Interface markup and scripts
══════════

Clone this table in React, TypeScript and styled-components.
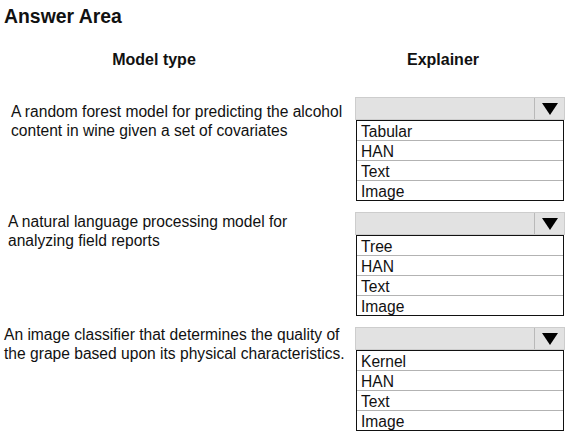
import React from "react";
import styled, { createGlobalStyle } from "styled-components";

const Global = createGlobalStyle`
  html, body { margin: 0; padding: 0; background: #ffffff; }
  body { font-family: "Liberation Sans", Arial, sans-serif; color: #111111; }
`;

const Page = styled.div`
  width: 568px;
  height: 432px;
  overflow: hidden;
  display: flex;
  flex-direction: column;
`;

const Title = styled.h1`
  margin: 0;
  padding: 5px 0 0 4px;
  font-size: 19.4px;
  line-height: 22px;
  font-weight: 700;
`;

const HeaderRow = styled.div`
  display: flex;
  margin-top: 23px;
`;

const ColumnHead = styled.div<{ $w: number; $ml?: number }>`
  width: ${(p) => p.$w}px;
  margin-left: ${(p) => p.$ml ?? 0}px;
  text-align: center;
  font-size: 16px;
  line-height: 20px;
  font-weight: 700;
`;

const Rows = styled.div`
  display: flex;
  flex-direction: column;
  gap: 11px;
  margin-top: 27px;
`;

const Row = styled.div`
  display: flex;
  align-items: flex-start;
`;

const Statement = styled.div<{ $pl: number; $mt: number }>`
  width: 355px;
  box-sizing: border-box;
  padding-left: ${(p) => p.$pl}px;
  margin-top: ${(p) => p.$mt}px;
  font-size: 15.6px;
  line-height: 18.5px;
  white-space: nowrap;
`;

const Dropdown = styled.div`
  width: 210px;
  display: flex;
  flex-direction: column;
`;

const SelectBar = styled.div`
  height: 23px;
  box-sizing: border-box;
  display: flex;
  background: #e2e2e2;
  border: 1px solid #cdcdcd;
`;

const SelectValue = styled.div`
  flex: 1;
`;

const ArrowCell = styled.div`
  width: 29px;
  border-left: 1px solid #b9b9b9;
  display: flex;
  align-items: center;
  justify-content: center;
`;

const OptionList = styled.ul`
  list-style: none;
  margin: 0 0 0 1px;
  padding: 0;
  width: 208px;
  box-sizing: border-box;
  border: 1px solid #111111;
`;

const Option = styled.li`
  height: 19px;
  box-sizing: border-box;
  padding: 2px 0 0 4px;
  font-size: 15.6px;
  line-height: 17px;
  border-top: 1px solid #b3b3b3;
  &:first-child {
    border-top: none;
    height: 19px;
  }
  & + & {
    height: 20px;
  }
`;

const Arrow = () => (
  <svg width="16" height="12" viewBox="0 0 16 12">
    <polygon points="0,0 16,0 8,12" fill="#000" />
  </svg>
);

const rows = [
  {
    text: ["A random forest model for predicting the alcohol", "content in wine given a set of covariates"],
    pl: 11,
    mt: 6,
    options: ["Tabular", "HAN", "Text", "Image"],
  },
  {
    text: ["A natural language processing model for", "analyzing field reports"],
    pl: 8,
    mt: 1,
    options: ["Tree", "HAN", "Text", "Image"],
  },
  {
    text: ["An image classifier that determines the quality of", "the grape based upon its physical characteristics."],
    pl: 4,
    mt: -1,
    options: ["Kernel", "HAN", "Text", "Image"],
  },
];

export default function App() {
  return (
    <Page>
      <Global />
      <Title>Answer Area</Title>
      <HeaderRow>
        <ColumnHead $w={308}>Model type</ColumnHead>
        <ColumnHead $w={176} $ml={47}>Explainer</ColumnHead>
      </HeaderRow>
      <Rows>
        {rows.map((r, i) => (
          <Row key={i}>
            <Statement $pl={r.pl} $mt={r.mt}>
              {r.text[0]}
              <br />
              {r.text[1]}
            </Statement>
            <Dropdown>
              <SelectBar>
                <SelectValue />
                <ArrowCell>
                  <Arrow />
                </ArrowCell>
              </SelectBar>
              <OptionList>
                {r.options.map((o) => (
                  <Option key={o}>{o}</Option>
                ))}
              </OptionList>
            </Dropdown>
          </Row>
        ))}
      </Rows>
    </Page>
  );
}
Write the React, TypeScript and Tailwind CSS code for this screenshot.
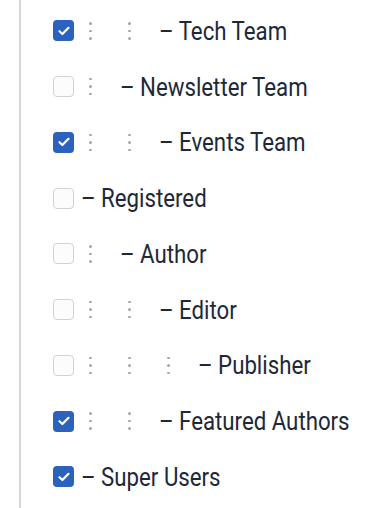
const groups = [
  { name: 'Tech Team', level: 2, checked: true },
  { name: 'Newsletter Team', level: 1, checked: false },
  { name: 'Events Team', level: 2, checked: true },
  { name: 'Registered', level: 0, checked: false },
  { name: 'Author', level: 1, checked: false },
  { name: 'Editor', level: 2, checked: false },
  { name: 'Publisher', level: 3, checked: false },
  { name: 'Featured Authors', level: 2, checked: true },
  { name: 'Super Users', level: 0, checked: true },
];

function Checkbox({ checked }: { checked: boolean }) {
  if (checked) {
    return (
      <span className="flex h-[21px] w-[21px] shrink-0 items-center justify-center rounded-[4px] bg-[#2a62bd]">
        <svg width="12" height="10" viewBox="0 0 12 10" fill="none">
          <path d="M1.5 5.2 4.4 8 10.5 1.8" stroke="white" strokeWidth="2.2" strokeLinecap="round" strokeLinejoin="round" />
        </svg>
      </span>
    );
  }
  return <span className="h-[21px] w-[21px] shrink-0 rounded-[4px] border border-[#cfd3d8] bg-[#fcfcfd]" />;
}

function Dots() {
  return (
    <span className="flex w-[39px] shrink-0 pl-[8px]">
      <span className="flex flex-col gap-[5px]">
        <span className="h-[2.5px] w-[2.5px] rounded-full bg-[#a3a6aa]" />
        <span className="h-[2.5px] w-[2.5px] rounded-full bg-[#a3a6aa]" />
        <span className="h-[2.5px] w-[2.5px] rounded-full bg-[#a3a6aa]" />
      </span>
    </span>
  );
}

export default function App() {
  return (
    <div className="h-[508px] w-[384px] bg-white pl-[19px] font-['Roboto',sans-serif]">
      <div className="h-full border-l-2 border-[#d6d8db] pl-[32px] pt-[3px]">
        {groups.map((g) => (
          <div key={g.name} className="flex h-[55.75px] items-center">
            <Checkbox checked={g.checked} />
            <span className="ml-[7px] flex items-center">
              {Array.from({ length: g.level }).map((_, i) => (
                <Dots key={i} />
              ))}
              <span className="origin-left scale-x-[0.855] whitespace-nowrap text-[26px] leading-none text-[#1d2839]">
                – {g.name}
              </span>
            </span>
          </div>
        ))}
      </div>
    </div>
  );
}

══════════

▶ **What is expected**
Leave the pictures out and reproduce all of the records exactly.

▶ **In response**
Clone this table in React, TypeScript and styled-components.
import React from "react";
import styled, { createGlobalStyle } from "styled-components";

const Global = createGlobalStyle`
  html, body { margin: 0; padding: 0; background: #ffffff; }
  body { font-family: "Liberation Sans", Arial, sans-serif; color: #111111; }
`;

const Page = styled.div`
  width: 568px;
  height: 432px;
  overflow: hidden;
  display: flex;
  flex-direction: column;
`;

const Title = styled.h1`
  margin: 0;
  padding: 5px 0 0 4px;
  font-size: 19.4px;
  line-height: 22px;
  font-weight: 700;
`;

const HeaderRow = styled.div`
  display: flex;
  margin-top: 23px;
`;

const ColumnHead = styled.div<{ $w: number; $ml?: number }>`
  width: ${(p) => p.$w}px;
  margin-left: ${(p) => p.$ml ?? 0}px;
  text-align: center;
  font-size: 16px;
  line-height: 20px;
  font-weight: 700;
`;

const Rows = styled.div`
  display: flex;
  flex-direction: column;
  gap: 11px;
  margin-top: 27px;
`;

const Row = styled.div`
  display: flex;
  align-items: flex-start;
`;

const Statement = styled.div<{ $pl: number; $mt: number }>`
  width: 355px;
  box-sizing: border-box;
  padding-left: ${(p) => p.$pl}px;
  margin-top: ${(p) => p.$mt}px;
  font-size: 15.6px;
  line-height: 18.5px;
  white-space: nowrap;
`;

const Dropdown = styled.div`
  width: 210px;
  display: flex;
  flex-direction: column;
`;

const SelectBar = styled.div`
  height: 23px;
  box-sizing: border-box;
  display: flex;
  background: #e2e2e2;
  border: 1px solid #cdcdcd;
`;

const SelectValue = styled.div`
  flex: 1;
`;

const ArrowCell = styled.div`
  width: 29px;
  border-left: 1px solid #b9b9b9;
  display: flex;
  align-items: center;
  justify-content: center;
`;

const OptionList = styled.ul`
  list-style: none;
  margin: 0 0 0 1px;
  padding: 0;
  width: 208px;
  box-sizing: border-box;
  border: 1px solid #111111;
`;

const Option = styled.li`
  height: 19px;
  box-sizing: border-box;
  padding: 2px 0 0 4px;
  font-size: 15.6px;
  line-height: 17px;
  border-top: 1px solid #b3b3b3;
  &:first-child {
    border-top: none;
    height: 19px;
  }
  & + & {
    height: 20px;
  }
`;

const Arrow = () => (
  <svg width="16" height="12" viewBox="0 0 16 12">
    <polygon points="0,0 16,0 8,12" fill="#000" />
  </svg>
);

const rows = [
  {
    text: ["A random forest model for predicting the alcohol", "content in wine given a set of covariates"],
    pl: 11,
    mt: 6,
    options: ["Tabular", "HAN", "Text", "Image"],
  },
  {
    text: ["A natural language processing model for", "analyzing field reports"],
    pl: 8,
    mt: 1,
    options: ["Tree", "HAN", "Text", "Image"],
  },
  {
    text: ["An image classifier that determines the quality of", "the grape based upon its physical characteristics."],
    pl: 4,
    mt: -1,
    options: ["Kernel", "HAN", "Text", "Image"],
  },
];

export default function App() {
  return (
    <Page>
      <Global />
      <Title>Answer Area</Title>
      <HeaderRow>
        <ColumnHead $w={308}>Model type</ColumnHead>
        <ColumnHead $w={176} $ml={47}>Explainer</ColumnHead>
      </HeaderRow>
      <Rows>
        {rows.map((r, i) => (
          <Row key={i}>
            <Statement $pl={r.pl} $mt={r.mt}>
              {r.text[0]}
              <br />
              {r.text[1]}
            </Statement>
            <Dropdown>
              <SelectBar>
                <SelectValue />
                <ArrowCell>
                  <Arrow />
                </ArrowCell>
              </SelectBar>
              <OptionList>
                {r.options.map((o) => (
                  <Option key={o}>{o}</Option>
                ))}
              </OptionList>
            </Dropdown>
          </Row>
        ))}
      </Rows>
    </Page>
  );
}
Write the React, TypeScript and Tailwind CSS code for this screenshot.
const groups = [
  { name: 'Tech Team', level: 2, checked: true },
  { name: 'Newsletter Team', level: 1, checked: false },
  { name: 'Events Team', level: 2, checked: true },
  { name: 'Registered', level: 0, checked: false },
  { name: 'Author', level: 1, checked: false },
  { name: 'Editor', level: 2, checked: false },
  { name: 'Publisher', level: 3, checked: false },
  { name: 'Featured Authors', level: 2, checked: true },
  { name: 'Super Users', level: 0, checked: true },
];

function Checkbox({ checked }: { checked: boolean }) {
  if (checked) {
    return (
      <span className="flex h-[21px] w-[21px] shrink-0 items-center justify-center rounded-[4px] bg-[#2a62bd]">
        <svg width="12" height="10" viewBox="0 0 12 10" fill="none">
          <path d="M1.5 5.2 4.4 8 10.5 1.8" stroke="white" strokeWidth="2.2" strokeLinecap="round" strokeLinejoin="round" />
        </svg>
      </span>
    );
  }
  return <span className="h-[21px] w-[21px] shrink-0 rounded-[4px] border border-[#cfd3d8] bg-[#fcfcfd]" />;
}

function Dots() {
  return (
    <span className="flex w-[39px] shrink-0 pl-[8px]">
      <span className="flex flex-col gap-[5px]">
        <span className="h-[2.5px] w-[2.5px] rounded-full bg-[#a3a6aa]" />
        <span className="h-[2.5px] w-[2.5px] rounded-full bg-[#a3a6aa]" />
        <span className="h-[2.5px] w-[2.5px] rounded-full bg-[#a3a6aa]" />
      </span>
    </span>
  );
}

export default function App() {
  return (
    <div className="h-[508px] w-[384px] bg-white pl-[19px] font-['Roboto',sans-serif]">
      <div className="h-full border-l-2 border-[#d6d8db] pl-[32px] pt-[3px]">
        {groups.map((g) => (
          <div key={g.name} className="flex h-[55.75px] items-center">
            <Checkbox checked={g.checked} />
            <span className="ml-[7px] flex items-center">
              {Array.from({ length: g.level }).map((_, i) => (
                <Dots key={i} />
              ))}
              <span className="origin-left scale-x-[0.855] whitespace-nowrap text-[26px] leading-none text-[#1d2839]">
                – {g.name}
              </span>
            </span>
          </div>
        ))}
      </div>
    </div>
  );
}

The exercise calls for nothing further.